* TASK INPUT *

** START **

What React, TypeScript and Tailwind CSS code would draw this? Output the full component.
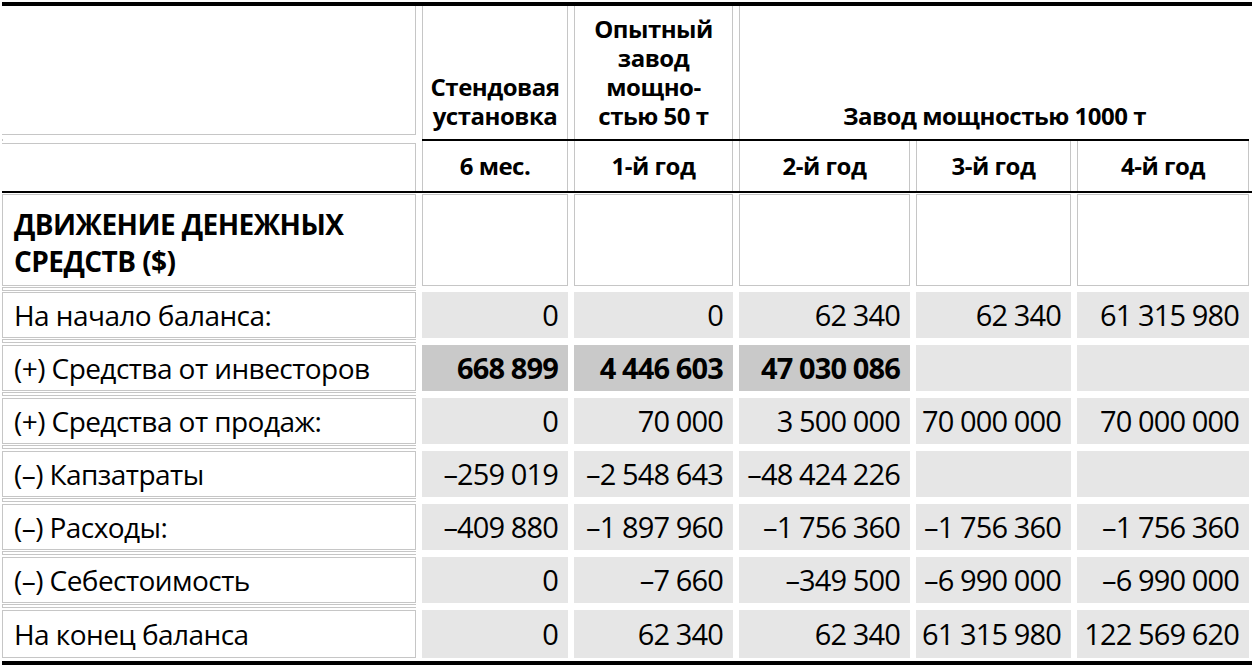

** END **
** START **

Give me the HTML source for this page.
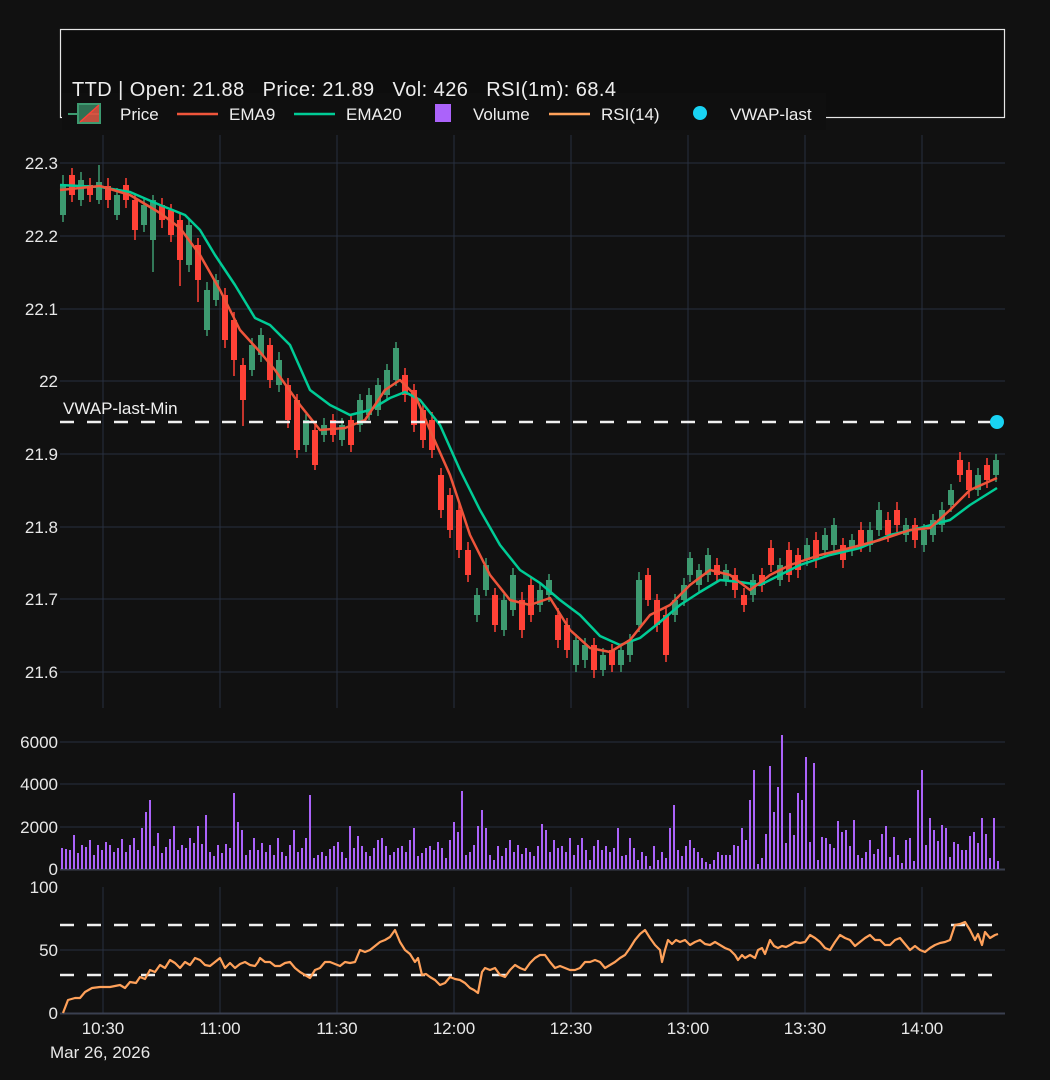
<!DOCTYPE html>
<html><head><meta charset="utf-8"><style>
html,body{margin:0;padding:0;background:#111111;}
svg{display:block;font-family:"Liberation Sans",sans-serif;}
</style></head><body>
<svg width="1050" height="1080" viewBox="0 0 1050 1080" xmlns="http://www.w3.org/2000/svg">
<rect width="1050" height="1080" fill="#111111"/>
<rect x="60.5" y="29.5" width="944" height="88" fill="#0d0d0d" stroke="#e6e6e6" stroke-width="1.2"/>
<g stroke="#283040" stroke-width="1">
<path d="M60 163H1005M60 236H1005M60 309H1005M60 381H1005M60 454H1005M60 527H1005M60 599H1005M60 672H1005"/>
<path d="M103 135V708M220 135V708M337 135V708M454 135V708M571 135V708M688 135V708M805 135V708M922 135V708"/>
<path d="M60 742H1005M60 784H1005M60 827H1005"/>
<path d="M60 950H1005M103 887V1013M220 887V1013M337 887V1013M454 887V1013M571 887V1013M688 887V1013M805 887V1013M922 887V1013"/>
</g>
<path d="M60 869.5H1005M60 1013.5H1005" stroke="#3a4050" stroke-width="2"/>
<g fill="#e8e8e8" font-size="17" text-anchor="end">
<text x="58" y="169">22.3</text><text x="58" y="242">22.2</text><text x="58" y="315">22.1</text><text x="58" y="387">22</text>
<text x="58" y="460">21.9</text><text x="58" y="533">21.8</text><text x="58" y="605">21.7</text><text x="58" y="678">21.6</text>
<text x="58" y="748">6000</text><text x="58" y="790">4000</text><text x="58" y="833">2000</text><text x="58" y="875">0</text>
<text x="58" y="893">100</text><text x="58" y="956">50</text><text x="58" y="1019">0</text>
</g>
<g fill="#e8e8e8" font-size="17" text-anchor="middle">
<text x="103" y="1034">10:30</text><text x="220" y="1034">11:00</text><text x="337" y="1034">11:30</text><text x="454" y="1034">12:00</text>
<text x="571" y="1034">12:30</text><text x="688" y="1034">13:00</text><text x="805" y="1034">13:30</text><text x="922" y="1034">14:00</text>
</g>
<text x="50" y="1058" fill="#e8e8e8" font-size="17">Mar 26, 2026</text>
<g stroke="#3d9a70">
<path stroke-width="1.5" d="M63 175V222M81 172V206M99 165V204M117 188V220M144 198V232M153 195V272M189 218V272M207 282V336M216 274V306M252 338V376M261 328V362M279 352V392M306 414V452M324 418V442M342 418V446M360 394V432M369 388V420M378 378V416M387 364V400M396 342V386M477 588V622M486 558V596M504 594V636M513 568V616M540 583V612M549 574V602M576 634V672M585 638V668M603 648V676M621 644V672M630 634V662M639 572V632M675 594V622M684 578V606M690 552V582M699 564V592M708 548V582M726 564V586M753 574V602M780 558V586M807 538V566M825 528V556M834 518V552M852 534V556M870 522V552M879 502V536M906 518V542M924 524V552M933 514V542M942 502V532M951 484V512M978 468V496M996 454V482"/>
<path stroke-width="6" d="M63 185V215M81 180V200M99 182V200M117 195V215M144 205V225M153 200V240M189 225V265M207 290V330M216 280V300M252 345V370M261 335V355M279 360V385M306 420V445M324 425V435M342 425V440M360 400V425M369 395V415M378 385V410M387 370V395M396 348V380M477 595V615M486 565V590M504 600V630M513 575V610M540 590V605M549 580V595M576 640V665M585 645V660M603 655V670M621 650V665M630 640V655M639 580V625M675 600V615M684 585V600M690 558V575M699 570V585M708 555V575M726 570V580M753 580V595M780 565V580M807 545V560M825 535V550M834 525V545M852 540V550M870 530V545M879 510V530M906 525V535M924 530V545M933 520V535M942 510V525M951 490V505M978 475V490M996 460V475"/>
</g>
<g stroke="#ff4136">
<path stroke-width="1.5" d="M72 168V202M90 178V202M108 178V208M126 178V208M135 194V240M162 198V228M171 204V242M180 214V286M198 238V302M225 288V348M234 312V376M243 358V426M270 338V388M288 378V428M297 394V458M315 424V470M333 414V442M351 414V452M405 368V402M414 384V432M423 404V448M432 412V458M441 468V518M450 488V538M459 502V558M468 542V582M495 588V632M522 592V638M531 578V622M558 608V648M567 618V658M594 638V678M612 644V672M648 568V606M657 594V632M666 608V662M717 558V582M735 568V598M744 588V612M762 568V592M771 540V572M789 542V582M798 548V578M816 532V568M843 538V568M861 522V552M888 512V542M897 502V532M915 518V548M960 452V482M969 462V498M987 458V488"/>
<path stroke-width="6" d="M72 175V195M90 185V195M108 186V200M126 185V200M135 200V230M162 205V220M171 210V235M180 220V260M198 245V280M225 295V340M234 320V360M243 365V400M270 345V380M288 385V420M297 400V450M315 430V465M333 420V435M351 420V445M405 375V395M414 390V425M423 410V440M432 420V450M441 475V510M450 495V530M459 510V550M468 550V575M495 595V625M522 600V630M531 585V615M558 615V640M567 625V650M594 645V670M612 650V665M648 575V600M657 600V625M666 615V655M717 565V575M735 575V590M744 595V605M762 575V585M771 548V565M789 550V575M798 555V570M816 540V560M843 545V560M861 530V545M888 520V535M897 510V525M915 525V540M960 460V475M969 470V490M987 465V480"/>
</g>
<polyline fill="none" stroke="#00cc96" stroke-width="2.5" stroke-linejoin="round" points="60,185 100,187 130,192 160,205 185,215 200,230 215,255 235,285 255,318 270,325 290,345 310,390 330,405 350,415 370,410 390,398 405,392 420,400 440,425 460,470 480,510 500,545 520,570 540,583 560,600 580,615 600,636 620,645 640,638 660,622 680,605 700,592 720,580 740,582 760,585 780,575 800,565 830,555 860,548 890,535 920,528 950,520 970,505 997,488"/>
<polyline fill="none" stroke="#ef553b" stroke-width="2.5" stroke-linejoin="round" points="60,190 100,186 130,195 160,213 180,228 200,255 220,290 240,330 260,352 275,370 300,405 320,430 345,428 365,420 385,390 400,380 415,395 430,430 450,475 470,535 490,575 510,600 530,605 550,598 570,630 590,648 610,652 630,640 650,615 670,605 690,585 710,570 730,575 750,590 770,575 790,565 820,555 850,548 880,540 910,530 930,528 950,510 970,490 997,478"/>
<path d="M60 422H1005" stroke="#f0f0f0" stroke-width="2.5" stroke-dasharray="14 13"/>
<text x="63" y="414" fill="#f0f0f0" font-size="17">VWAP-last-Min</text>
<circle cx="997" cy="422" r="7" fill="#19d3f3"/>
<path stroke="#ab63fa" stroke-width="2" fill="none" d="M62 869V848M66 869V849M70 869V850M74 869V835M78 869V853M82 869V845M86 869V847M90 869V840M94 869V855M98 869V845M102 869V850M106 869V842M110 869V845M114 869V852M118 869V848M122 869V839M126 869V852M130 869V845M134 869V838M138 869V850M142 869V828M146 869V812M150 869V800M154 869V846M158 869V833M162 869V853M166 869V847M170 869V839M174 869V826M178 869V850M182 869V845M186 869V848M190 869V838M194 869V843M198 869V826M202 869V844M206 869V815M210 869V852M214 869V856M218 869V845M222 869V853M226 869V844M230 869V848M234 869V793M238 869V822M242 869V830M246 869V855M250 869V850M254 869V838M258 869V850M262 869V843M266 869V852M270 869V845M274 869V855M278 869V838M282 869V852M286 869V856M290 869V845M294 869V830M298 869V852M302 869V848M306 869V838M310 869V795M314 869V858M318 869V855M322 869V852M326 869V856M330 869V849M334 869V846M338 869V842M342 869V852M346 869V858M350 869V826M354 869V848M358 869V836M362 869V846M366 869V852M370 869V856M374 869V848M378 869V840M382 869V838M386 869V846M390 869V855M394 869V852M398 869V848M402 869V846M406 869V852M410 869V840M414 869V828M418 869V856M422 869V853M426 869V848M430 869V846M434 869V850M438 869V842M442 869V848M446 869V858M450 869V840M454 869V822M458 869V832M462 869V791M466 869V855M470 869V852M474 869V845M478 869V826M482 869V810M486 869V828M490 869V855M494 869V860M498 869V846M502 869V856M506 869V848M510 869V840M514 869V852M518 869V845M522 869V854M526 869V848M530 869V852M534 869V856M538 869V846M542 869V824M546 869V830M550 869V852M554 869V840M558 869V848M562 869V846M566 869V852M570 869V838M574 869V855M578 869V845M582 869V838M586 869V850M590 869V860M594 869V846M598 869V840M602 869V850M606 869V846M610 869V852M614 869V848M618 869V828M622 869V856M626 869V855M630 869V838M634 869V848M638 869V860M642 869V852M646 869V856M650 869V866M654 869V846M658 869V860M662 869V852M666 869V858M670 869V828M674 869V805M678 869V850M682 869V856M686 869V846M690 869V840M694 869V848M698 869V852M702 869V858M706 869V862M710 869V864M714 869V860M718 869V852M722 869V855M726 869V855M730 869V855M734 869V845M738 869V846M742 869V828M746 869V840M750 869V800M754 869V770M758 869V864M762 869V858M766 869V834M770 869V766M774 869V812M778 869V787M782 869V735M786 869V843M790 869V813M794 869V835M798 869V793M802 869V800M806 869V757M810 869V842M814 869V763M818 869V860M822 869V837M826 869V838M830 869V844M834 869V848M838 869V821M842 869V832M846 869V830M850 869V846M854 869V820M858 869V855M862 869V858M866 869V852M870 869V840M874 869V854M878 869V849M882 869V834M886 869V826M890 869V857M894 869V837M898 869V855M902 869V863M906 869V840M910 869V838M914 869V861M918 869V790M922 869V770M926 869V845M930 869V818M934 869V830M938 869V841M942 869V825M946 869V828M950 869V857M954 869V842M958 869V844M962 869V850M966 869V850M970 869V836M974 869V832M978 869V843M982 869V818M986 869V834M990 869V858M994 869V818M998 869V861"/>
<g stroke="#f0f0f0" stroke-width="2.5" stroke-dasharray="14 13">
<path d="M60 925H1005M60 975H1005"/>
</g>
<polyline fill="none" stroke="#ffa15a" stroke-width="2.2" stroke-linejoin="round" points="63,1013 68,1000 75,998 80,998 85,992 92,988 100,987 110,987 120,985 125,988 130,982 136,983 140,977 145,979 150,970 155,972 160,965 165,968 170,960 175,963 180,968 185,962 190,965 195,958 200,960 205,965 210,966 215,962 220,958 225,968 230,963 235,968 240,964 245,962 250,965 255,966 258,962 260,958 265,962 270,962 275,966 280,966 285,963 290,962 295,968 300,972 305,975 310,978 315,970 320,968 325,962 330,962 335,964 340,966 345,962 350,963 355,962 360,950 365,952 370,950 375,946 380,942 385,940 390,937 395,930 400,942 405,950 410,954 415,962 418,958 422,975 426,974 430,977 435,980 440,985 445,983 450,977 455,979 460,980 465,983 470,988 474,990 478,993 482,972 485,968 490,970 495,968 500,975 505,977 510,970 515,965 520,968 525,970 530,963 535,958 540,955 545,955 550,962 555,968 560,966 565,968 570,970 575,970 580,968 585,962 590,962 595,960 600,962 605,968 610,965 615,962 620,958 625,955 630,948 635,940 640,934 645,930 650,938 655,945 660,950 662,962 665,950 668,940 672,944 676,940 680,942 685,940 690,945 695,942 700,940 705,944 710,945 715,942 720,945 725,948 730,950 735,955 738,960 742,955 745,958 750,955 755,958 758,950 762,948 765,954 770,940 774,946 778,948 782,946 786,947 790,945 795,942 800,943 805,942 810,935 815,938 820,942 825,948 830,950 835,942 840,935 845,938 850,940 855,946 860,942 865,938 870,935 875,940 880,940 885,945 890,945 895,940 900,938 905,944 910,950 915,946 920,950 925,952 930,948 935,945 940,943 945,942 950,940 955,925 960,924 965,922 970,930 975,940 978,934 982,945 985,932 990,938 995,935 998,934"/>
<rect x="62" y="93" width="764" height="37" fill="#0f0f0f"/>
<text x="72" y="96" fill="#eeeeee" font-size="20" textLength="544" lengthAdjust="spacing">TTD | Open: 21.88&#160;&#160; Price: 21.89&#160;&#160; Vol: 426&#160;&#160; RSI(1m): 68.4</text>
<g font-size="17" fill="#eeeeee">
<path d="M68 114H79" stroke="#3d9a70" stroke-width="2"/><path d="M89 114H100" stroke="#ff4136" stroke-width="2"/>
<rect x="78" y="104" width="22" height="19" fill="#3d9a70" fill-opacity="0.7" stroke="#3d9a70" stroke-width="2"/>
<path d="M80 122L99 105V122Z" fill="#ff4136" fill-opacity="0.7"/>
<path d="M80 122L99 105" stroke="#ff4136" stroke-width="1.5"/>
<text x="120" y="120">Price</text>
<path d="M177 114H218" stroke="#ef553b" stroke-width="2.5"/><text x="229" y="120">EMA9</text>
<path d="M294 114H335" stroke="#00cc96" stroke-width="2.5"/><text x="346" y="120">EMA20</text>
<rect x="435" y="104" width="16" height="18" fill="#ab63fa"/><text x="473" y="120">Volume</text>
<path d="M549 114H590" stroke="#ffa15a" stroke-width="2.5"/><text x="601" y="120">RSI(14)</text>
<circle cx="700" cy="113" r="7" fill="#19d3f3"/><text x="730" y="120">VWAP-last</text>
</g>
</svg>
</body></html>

** END **

* SET TASK *
Copy out every line of the data that includes "this".

* RESULT *
What React, TypeScript and Tailwind CSS code would draw this? Output the full component.
Give me the HTML source for this page.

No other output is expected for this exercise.